Supplied information:
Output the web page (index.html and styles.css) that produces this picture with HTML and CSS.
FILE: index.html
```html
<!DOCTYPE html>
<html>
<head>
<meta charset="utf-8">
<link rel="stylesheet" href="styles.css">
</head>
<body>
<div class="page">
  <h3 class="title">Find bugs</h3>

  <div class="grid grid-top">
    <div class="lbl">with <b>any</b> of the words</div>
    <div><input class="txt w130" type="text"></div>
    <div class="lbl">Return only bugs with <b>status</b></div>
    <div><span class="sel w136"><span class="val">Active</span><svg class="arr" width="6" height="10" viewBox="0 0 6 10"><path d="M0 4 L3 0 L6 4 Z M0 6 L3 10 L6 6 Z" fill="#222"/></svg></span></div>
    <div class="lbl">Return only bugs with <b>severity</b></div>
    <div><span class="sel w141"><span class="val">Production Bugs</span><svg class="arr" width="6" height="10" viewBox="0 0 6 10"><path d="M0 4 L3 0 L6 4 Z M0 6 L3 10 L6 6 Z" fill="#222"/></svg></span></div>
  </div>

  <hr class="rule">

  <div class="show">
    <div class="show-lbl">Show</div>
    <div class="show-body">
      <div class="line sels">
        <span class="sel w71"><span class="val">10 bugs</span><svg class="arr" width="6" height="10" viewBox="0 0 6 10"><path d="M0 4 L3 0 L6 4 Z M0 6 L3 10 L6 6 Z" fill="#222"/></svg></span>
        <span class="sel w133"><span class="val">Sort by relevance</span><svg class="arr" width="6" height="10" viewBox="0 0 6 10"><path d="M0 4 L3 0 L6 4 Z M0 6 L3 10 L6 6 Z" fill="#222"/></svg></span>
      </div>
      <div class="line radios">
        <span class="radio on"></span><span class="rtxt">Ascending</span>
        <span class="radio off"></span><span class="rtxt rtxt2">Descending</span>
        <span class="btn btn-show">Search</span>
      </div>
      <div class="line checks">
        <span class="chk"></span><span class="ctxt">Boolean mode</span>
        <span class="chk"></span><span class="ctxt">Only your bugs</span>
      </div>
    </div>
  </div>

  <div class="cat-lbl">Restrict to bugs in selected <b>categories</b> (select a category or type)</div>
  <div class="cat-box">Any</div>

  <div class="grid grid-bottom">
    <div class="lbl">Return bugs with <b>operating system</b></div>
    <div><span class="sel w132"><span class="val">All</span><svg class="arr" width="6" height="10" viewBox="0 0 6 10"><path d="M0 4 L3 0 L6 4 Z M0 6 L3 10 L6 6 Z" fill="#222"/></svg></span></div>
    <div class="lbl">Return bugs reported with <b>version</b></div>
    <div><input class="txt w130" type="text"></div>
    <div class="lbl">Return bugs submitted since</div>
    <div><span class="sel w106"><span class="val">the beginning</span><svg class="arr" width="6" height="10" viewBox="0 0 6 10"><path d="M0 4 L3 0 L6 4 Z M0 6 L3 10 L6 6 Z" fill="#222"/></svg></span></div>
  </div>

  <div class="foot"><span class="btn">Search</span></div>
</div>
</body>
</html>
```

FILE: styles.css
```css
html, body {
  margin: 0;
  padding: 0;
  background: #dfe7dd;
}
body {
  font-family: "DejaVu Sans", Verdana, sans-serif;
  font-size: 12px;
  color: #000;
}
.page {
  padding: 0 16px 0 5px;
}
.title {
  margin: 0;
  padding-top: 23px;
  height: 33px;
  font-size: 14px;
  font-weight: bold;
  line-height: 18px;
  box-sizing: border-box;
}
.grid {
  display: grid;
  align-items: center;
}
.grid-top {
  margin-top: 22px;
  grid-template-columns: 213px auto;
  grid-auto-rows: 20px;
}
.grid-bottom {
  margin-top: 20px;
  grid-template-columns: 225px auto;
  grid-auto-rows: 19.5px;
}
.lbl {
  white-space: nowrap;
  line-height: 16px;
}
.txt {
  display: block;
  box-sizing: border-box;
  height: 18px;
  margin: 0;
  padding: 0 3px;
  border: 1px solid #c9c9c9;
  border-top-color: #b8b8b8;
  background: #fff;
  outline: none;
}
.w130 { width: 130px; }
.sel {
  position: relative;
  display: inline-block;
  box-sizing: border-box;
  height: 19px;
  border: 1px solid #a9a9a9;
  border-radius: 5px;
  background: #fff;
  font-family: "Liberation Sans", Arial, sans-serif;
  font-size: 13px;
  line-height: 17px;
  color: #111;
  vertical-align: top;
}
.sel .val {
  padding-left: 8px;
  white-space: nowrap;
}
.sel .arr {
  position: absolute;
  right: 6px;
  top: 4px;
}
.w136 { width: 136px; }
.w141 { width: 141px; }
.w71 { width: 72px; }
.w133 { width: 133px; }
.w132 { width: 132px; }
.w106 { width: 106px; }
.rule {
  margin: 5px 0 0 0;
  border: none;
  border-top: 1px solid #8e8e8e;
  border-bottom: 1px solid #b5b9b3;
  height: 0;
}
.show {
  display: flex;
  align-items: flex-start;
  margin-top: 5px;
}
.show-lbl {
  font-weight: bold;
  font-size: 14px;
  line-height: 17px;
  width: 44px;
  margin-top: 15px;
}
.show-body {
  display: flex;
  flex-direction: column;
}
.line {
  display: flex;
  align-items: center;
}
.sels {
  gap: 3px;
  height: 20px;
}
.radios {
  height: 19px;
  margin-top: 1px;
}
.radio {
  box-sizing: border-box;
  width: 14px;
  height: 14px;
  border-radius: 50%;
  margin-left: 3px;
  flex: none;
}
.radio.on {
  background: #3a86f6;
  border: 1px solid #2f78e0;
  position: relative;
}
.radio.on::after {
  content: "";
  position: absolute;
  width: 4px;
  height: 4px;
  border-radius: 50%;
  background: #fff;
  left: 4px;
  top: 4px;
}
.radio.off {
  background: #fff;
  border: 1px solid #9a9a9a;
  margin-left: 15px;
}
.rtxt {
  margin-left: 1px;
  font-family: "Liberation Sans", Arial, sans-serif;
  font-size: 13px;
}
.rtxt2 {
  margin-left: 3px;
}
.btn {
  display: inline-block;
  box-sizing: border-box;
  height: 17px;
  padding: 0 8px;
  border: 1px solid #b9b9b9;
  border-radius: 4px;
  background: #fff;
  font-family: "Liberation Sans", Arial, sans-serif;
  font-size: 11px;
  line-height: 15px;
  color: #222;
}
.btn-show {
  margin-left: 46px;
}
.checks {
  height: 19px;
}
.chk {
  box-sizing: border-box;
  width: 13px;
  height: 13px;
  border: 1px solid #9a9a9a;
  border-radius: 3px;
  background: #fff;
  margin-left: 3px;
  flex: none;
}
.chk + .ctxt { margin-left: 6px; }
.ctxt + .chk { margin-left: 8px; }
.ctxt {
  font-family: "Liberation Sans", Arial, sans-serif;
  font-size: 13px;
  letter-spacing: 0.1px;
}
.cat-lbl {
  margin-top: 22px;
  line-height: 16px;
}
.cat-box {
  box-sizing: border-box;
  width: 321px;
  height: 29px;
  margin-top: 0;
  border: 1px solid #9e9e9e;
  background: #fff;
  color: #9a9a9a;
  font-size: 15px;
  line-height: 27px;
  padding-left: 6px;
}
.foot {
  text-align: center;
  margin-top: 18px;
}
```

What you have to do:
Write out all the data again, exactly as it appears.

Correct response:
Output the web page (index.html and styles.css) that produces this picture with HTML and CSS.
FILE: index.html
```html
<!DOCTYPE html>
<html>
<head>
<meta charset="utf-8">
<link rel="stylesheet" href="styles.css">
</head>
<body>
<div class="page">
  <h3 class="title">Find bugs</h3>

  <div class="grid grid-top">
    <div class="lbl">with <b>any</b> of the words</div>
    <div><input class="txt w130" type="text"></div>
    <div class="lbl">Return only bugs with <b>status</b></div>
    <div><span class="sel w136"><span class="val">Active</span><svg class="arr" width="6" height="10" viewBox="0 0 6 10"><path d="M0 4 L3 0 L6 4 Z M0 6 L3 10 L6 6 Z" fill="#222"/></svg></span></div>
    <div class="lbl">Return only bugs with <b>severity</b></div>
    <div><span class="sel w141"><span class="val">Production Bugs</span><svg class="arr" width="6" height="10" viewBox="0 0 6 10"><path d="M0 4 L3 0 L6 4 Z M0 6 L3 10 L6 6 Z" fill="#222"/></svg></span></div>
  </div>

  <hr class="rule">

  <div class="show">
    <div class="show-lbl">Show</div>
    <div class="show-body">
      <div class="line sels">
        <span class="sel w71"><span class="val">10 bugs</span><svg class="arr" width="6" height="10" viewBox="0 0 6 10"><path d="M0 4 L3 0 L6 4 Z M0 6 L3 10 L6 6 Z" fill="#222"/></svg></span>
        <span class="sel w133"><span class="val">Sort by relevance</span><svg class="arr" width="6" height="10" viewBox="0 0 6 10"><path d="M0 4 L3 0 L6 4 Z M0 6 L3 10 L6 6 Z" fill="#222"/></svg></span>
      </div>
      <div class="line radios">
        <span class="radio on"></span><span class="rtxt">Ascending</span>
        <span class="radio off"></span><span class="rtxt rtxt2">Descending</span>
        <span class="btn btn-show">Search</span>
      </div>
      <div class="line checks">
        <span class="chk"></span><span class="ctxt">Boolean mode</span>
        <span class="chk"></span><span class="ctxt">Only your bugs</span>
      </div>
    </div>
  </div>

  <div class="cat-lbl">Restrict to bugs in selected <b>categories</b> (select a category or type)</div>
  <div class="cat-box">Any</div>

  <div class="grid grid-bottom">
    <div class="lbl">Return bugs with <b>operating system</b></div>
    <div><span class="sel w132"><span class="val">All</span><svg class="arr" width="6" height="10" viewBox="0 0 6 10"><path d="M0 4 L3 0 L6 4 Z M0 6 L3 10 L6 6 Z" fill="#222"/></svg></span></div>
    <div class="lbl">Return bugs reported with <b>version</b></div>
    <div><input class="txt w130" type="text"></div>
    <div class="lbl">Return bugs submitted since</div>
    <div><span class="sel w106"><span class="val">the beginning</span><svg class="arr" width="6" height="10" viewBox="0 0 6 10"><path d="M0 4 L3 0 L6 4 Z M0 6 L3 10 L6 6 Z" fill="#222"/></svg></span></div>
  </div>

  <div class="foot"><span class="btn">Search</span></div>
</div>
</body>
</html>
```

FILE: styles.css
```css
html, body {
  margin: 0;
  padding: 0;
  background: #dfe7dd;
}
body {
  font-family: "DejaVu Sans", Verdana, sans-serif;
  font-size: 12px;
  color: #000;
}
.page {
  padding: 0 16px 0 5px;
}
.title {
  margin: 0;
  padding-top: 23px;
  height: 33px;
  font-size: 14px;
  font-weight: bold;
  line-height: 18px;
  box-sizing: border-box;
}
.grid {
  display: grid;
  align-items: center;
}
.grid-top {
  margin-top: 22px;
  grid-template-columns: 213px auto;
  grid-auto-rows: 20px;
}
.grid-bottom {
  margin-top: 20px;
  grid-template-columns: 225px auto;
  grid-auto-rows: 19.5px;
}
.lbl {
  white-space: nowrap;
  line-height: 16px;
}
.txt {
  display: block;
  box-sizing: border-box;
  height: 18px;
  margin: 0;
  padding: 0 3px;
  border: 1px solid #c9c9c9;
  border-top-color: #b8b8b8;
  background: #fff;
  outline: none;
}
.w130 { width: 130px; }
.sel {
  position: relative;
  display: inline-block;
  box-sizing: border-box;
  height: 19px;
  border: 1px solid #a9a9a9;
  border-radius: 5px;
  background: #fff;
  font-family: "Liberation Sans", Arial, sans-serif;
  font-size: 13px;
  line-height: 17px;
  color: #111;
  vertical-align: top;
}
.sel .val {
  padding-left: 8px;
  white-space: nowrap;
}
.sel .arr {
  position: absolute;
  right: 6px;
  top: 4px;
}
.w136 { width: 136px; }
.w141 { width: 141px; }
.w71 { width: 72px; }
.w133 { width: 133px; }
.w132 { width: 132px; }
.w106 { width: 106px; }
.rule {
  margin: 5px 0 0 0;
  border: none;
  border-top: 1px solid #8e8e8e;
  border-bottom: 1px solid #b5b9b3;
  height: 0;
}
.show {
  display: flex;
  align-items: flex-start;
  margin-top: 5px;
}
.show-lbl {
  font-weight: bold;
  font-size: 14px;
  line-height: 17px;
  width: 44px;
  margin-top: 15px;
}
.show-body {
  display: flex;
  flex-direction: column;
}
.line {
  display: flex;
  align-items: center;
}
.sels {
  gap: 3px;
  height: 20px;
}
.radios {
  height: 19px;
  margin-top: 1px;
}
.radio {
  box-sizing: border-box;
  width: 14px;
  height: 14px;
  border-radius: 50%;
  margin-left: 3px;
  flex: none;
}
.radio.on {
  background: #3a86f6;
  border: 1px solid #2f78e0;
  position: relative;
}
.radio.on::after {
  content: "";
  position: absolute;
  width: 4px;
  height: 4px;
  border-radius: 50%;
  background: #fff;
  left: 4px;
  top: 4px;
}
.radio.off {
  background: #fff;
  border: 1px solid #9a9a9a;
  margin-left: 15px;
}
.rtxt {
  margin-left: 1px;
  font-family: "Liberation Sans", Arial, sans-serif;
  font-size: 13px;
}
.rtxt2 {
  margin-left: 3px;
}
.btn {
  display: inline-block;
  box-sizing: border-box;
  height: 17px;
  padding: 0 8px;
  border: 1px solid #b9b9b9;
  border-radius: 4px;
  background: #fff;
  font-family: "Liberation Sans", Arial, sans-serif;
  font-size: 11px;
  line-height: 15px;
  color: #222;
}
.btn-show {
  margin-left: 46px;
}
.checks {
  height: 19px;
}
.chk {
  box-sizing: border-box;
  width: 13px;
  height: 13px;
  border: 1px solid #9a9a9a;
  border-radius: 3px;
  background: #fff;
  margin-left: 3px;
  flex: none;
}
.chk + .ctxt { margin-left: 6px; }
.ctxt + .chk { margin-left: 8px; }
.ctxt {
  font-family: "Liberation Sans", Arial, sans-serif;
  font-size: 13px;
  letter-spacing: 0.1px;
}
.cat-lbl {
  margin-top: 22px;
  line-height: 16px;
}
.cat-box {
  box-sizing: border-box;
  width: 321px;
  height: 29px;
  margin-top: 0;
  border: 1px solid #9e9e9e;
  background: #fff;
  color: #9a9a9a;
  font-size: 15px;
  line-height: 27px;
  padding-left: 6px;
}
.foot {
  text-align: center;
  margin-top: 18px;
}
```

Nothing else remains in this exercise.